When is a planter not a planter?
Last week the CBC published an article about a Vancouver property management company installing concrete balls to block people from accessing alcoves. As advocate Judy Graves pointed out to the CBC, the idea behind the balls is nothing new: “spikes, gates and flower pots have long been used in the past to keep people from lying down.” Vancouver’s hate balls haven’t rolled across the Salish Sea quite yet, but Victoria is already doing much the same thing.
One way space has been limited in Victoria is through the use of plants and planters.
There are two alcove-blocking planters at Fort and Douglas, and they’re hardly different from the concrete balls that have been deployed in Vancouver. Maybe the green is nicer to look at, but they both stop people from using those spaces. The Canada Revenue Agency (CRA) building at Vancouver and Johnson also uses a big tub of nothing to take up a semi-private space off the street. When is a planter not a planter? When it’s defensive architecture designed to look like a planter.
There are planters everywhere in Victoria, and at a glance it’s impossible to determine intent. Was this planter on Broad Street placed to block people from using that space? What about the long line of new-ish planters at Blanshard and Johnson? Or, for that matter, the Fort and Douglas and CRA planters? I honestly can’t say, but they all have the effect of pushing people away, as any other options for using that space have been removed.
It’s not just planters, of course. Outside the HSBC bank on Douglas, there are light fixtures jutting out of the ground in a few recesses. Take out the lights and you have concrete obstructions with no visible function other than to limit the use of that space. Sounds familiar, doesn’t it? Victoria businesses didn’t have to wait around for Vancouver to show them the way; properties here have been using concrete to limit available space for years.
When asked about the new concrete balls in Vancouver, DJ Larkin of PIVOT Legal Society said: “Using defensive architecture as a way to stop homeless people from accessing relatively safe spaces harms people who are already in danger every day of their lives. We need to stop talking about these types of objects – concrete balls, boulders – as being a solution. All they do is displace people to potentially more dangerous locations.”

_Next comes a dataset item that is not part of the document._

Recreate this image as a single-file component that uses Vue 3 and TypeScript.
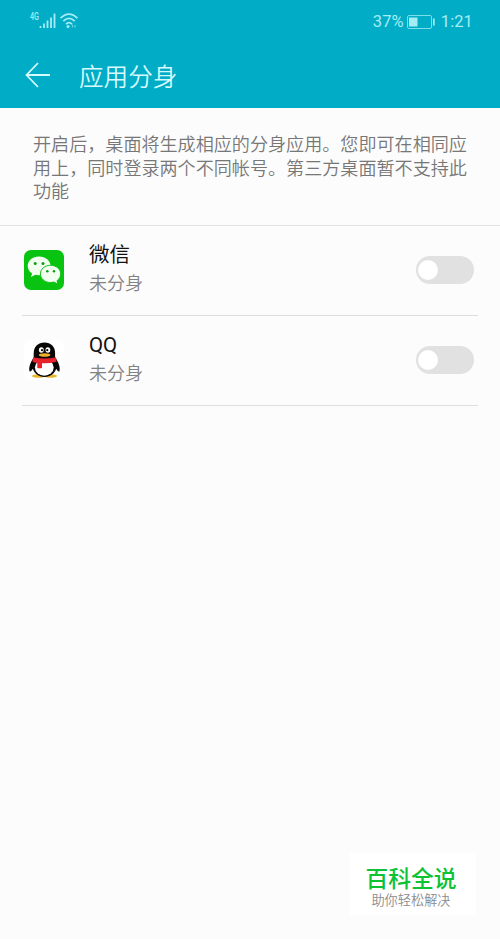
<script setup lang="ts">
import { ref } from 'vue'

interface AppEntry {
  id: 'wechat' | 'qq'
  name: string
  enabled: boolean
}

const apps = ref<AppEntry[]>([
  { id: 'wechat', name: '微信', enabled: false },
  { id: 'qq', name: 'QQ', enabled: false },
])

const descriptionLines: string[] = [
  '开启后，桌面将生成相应的分身应用。您即可在相同应',
  '用上，同时登录两个不同帐号。第三方桌面暂不支持此',
  '功能',
]
</script>

<template>
  <main class="screen">
    <header class="top">
      <div class="status">
        <div class="signals">
          <span class="net">4G</span>
          <svg class="bars" width="17" height="16" viewBox="0 0 17 16">
            <path d="M1.5 13v2M5 10.5V15M8.5 7.5V15M12 4.500V15M15.500 0.500V15" />
          </svg>
          <svg class="wifi" width="20" height="17" viewBox="0 0 20 17">
            <path d="M1.500 5.200Q10 -3 18.500 5.200M4.300 8.200Q10 2.600 15.700 8.200M7 11.200Q10 8.200 13 11.200" />
            <circle cx="9" cy="13.400" r="1.500" />
            <path class="tick" d="M13.500 11.500v3M16 12v2.500" />
          </svg>
        </div>
        <div class="power">
          <span class="percent">37%</span>
          <svg class="battery" width="30" height="14" viewBox="0 0 30 14">
            <rect class="shell" x="1.500" y="0.500" width="24" height="13" rx="1.500" />
            <rect class="charge" x="3" y="2.500" width="8.500" height="9" />
            <rect class="charge" x="27" y="3.500" width="1.700" height="7" />
          </svg>
          <span>1:21</span>
        </div>
      </div>
      <div class="bar">
        <svg class="back" width="26" height="26" viewBox="0 0 26 26">
          <path d="M13 1L1.500 13L13 25M1.500 13H25" />
        </svg>
        <h1>应用分身</h1>
      </div>
    </header>

    <section class="intro">
      <p v-for="line in descriptionLines" :key="line">{{ line }}</p>
    </section>

    <ul class="list">
      <li v-for="app in apps" :key="app.id">
        <svg v-if="app.id === 'wechat'" class="icon" viewBox="0 0 40 40">
          <rect width="40" height="40" rx="7" fill="#08c411" />
          <path fill="#f2fff0" d="M15 6.500C8.500 6.500 3.700 10.700 3.700 16c0 3.200 1.700 5.800 4.400 7.500L7 27l4.300-2.200c1.200.3 2.400.5 3.700.5 6.500 0 11.600-4.100 11.600-9.300S21.500 6.500 15 6.500Z" />
          <path fill="#f2fff0" stroke="#08c411" stroke-width="1" d="M26.500 15.300c-5.800 0-10.100 3.800-10.100 8.600s4.400 8.600 10.100 8.600c1.200 0 2.300-.2 3.400-.5l4.200 2.300-1.100-3.600c2.300-1.600 3.700-4 3.700-6.800 0-4.800-4.500-8.600-10.200-8.600Z" />
          <g fill="#119b18">
            <circle cx="11.200" cy="13.500" r="1.500" />
            <circle cx="19" cy="13.500" r="1.500" />
            <circle cx="23.300" cy="21.300" r="1.250" />
            <circle cx="30" cy="21.300" r="1.250" />
          </g>
        </svg>
        <svg v-else class="icon" viewBox="0 0 40 40">
          <rect width="40" height="40" rx="7" fill="#fff" />
          <ellipse cx="14.500" cy="36" rx="6.500" ry="1.700" fill="#e9b62e" />
          <ellipse cx="26.500" cy="36" rx="6.500" ry="1.700" fill="#e9b62e" />
          <path fill="#090606" d="M9.500 18C6.500 22 4.500 27.500 5.500 31c.5 1.500 2.200-.3 3.300-2.300C10 33 14.500 37 20.500 37S31 33 32.200 28.700c1.100 2 2.800 3.800 3.300 2.300 1-3.500-1-9-4-13Z" />
          <ellipse cx="20.300" cy="27.500" rx="9.400" ry="8.200" fill="#fff" />
          <path fill="#090606" d="M9.700 18V13.500C9.700 6.500 14 2.500 20.500 2.500s10.600 4 10.600 11V18Z" />
          <path fill="#e7222d" d="M9 17.300q11.500 2.600 23 0l.5 4.500q-6.500 1.800-14.500 1.500V28q-2.200.5-4.700 0v-5q-2.800-.5-4.800-1.200Z" />
          <ellipse cx="17.300" cy="10" rx="2.400" ry="2.800" fill="#fff" />
          <ellipse cx="23.900" cy="10" rx="2.400" ry="2.800" fill="#fff" />
          <circle cx="18" cy="10.200" r="1.100" />
          <circle cx="23.300" cy="10.200" r="1.100" />
          <ellipse cx="20.600" cy="15" rx="5.800" ry="1.800" fill="#efb12b" />
        </svg>
        <div class="label">
          <span class="name">{{ app.name }}</span>
          <span class="state">{{ app.enabled ? '已分身' : '未分身' }}</span>
        </div>
        <button
          class="toggle"
          :class="{ on: app.enabled }"
          type="button"
          role="switch"
          :aria-checked="app.enabled"
          @click="app.enabled = !app.enabled"
        >
          <span class="knob"></span>
        </button>
      </li>
    </ul>

    <footer class="brand">
      <strong>百科全说</strong>
      <span>助你轻松解决</span>
    </footer>
  </main>
</template>

<style>
body {
  background: #fcfcfc;
}
</style>

<style scoped>
.screen {
  box-sizing: border-box;
  display: flex;
  flex-direction: column;
  height: 939px;
  padding-bottom: 24px;
  background: #fcfcfc;
  font-family: Roboto, "Noto Sans CJK SC", sans-serif;
}
.top {
  height: 108px;
  background: #00acc6;
}
.status {
  display: flex;
  justify-content: space-between;
  height: 43px;
  padding: 0 27px 0 30px;
  color: #a5edf5;
}
.signals {
  display: flex;
  align-items: flex-start;
  padding-top: 13px;
}
.net {
  width: 9px;
  font-size: 10px;
  line-height: 8px;
  font-weight: 500;
  transform: scaleX(0.72);
  transform-origin: left;
}
.bars,
.wifi {
  fill: none;
  stroke: #a5edf5;
}
.bars {
  stroke-width: 1.8;
}
.wifi {
  margin-left: 3px;
  stroke-width: 1.8;
}
.wifi circle {
  fill: #a5edf5;
  stroke: none;
}
.wifi .tick {
  stroke-width: 1.2;
  opacity: 0.6;
}
.power {
  display: flex;
  align-items: center;
  font-size: 16.5px;
  letter-spacing: 0.1px;
}
.percent {
  margin-right: 2px;
}
.battery {
  margin-right: 5px;
}
.shell {
  fill: none;
  stroke: #7addea;
}
.charge {
  fill: #a5edf5;
}
.bar {
  display: flex;
  align-items: center;
  height: 65px;
  padding-left: 25px;
}
.back {
  margin-bottom: 1px;
  fill: none;
  stroke: #d5fbff;
  stroke-width: 1.8;
}
h1 {
  margin: 5px 0 0 28px;
  color: #d5fbff;
  font-size: 24.6px;
  line-height: 36px;
  font-weight: 350;
}
.intro {
  box-sizing: border-box;
  height: 118px;
  padding: 25px 0 0 33px;
  border-bottom: 1px solid #e2e2e2;
  color: #777;
  font-size: 18.080px;
  font-weight: 350;
  line-height: 23.700px;
  white-space: nowrap;
}
.intro p {
  margin: 0;
}
.list {
  margin: 0;
  padding: 0 22px;
  list-style: none;
}
li {
  box-sizing: border-box;
  display: flex;
  align-items: center;
  height: 90px;
  padding: 0 4px 1px 2px;
  border-bottom: 1px solid #dedede;
}
.icon {
  width: 40px;
  height: 40px;
}
.label {
  display: flex;
  flex: 1;
  flex-direction: column;
  margin-left: 25px;
  padding-bottom: 2px;
}
.name {
  color: #111;
  font-size: 20.500px;
  line-height: 30px;
}
.state {
  color: #828282;
  font-size: 18px;
  font-weight: 350;
  line-height: 28px;
}
.toggle {
  display: flex;
  width: 58px;
  height: 28px;
  padding: 4px 2px;
  border: 0;
  border-radius: 14px;
  background: #e1e1e1;
}
.toggle.on {
  justify-content: flex-end;
  background: #00acc6;
}
.knob {
  width: 20px;
  height: 20px;
  border-radius: 50%;
  background: #fff;
}
.brand {
  box-sizing: border-box;
  display: flex;
  flex-direction: column;
  align-items: center;
  width: 126px;
  height: 62px;
  margin: auto 24px 0 auto;
  padding: 13px 4px 0 0;
  background: #fff;
}
.brand strong {
  color: #0dc235;
  font-size: 22.800px;
  line-height: 27px;
  font-weight: 500;
}
.brand span {
  color: #8c8c8c;
  font-size: 13.200px;
  font-weight: 350;
  line-height: 16px;
}
</style>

There’s no sense in pretending that strategically-placed planters are any different from Vancouver’s concrete balls. But in case there’s any doubt that the same thing is happening here, some buildings in Victoria are very up front with what they’re doing:
Defensive and hostile architecture is deeply embedded in Victoria’s landscape. The message is that homeless and poor Victorians using public space for private purposes – sitting or sleeping – is not okay. On the flip side, planters, lighting, and fences designed to keep people out are supposed to be totally acceptable.
Business owners who install these things often defend them on the grounds that they’re tired of cleaning up garbage, or they’re tired of confronting people who use that space. I’ve said before that it’s ridiculous that businesses, charities, and social workers have been left to pick up the slack when it’s governments that have left people homeless. Nevertheless, I would remind any business owner considering blocking access to a space: it is infinitely harder to live in homelessness than it is to clean an alcove.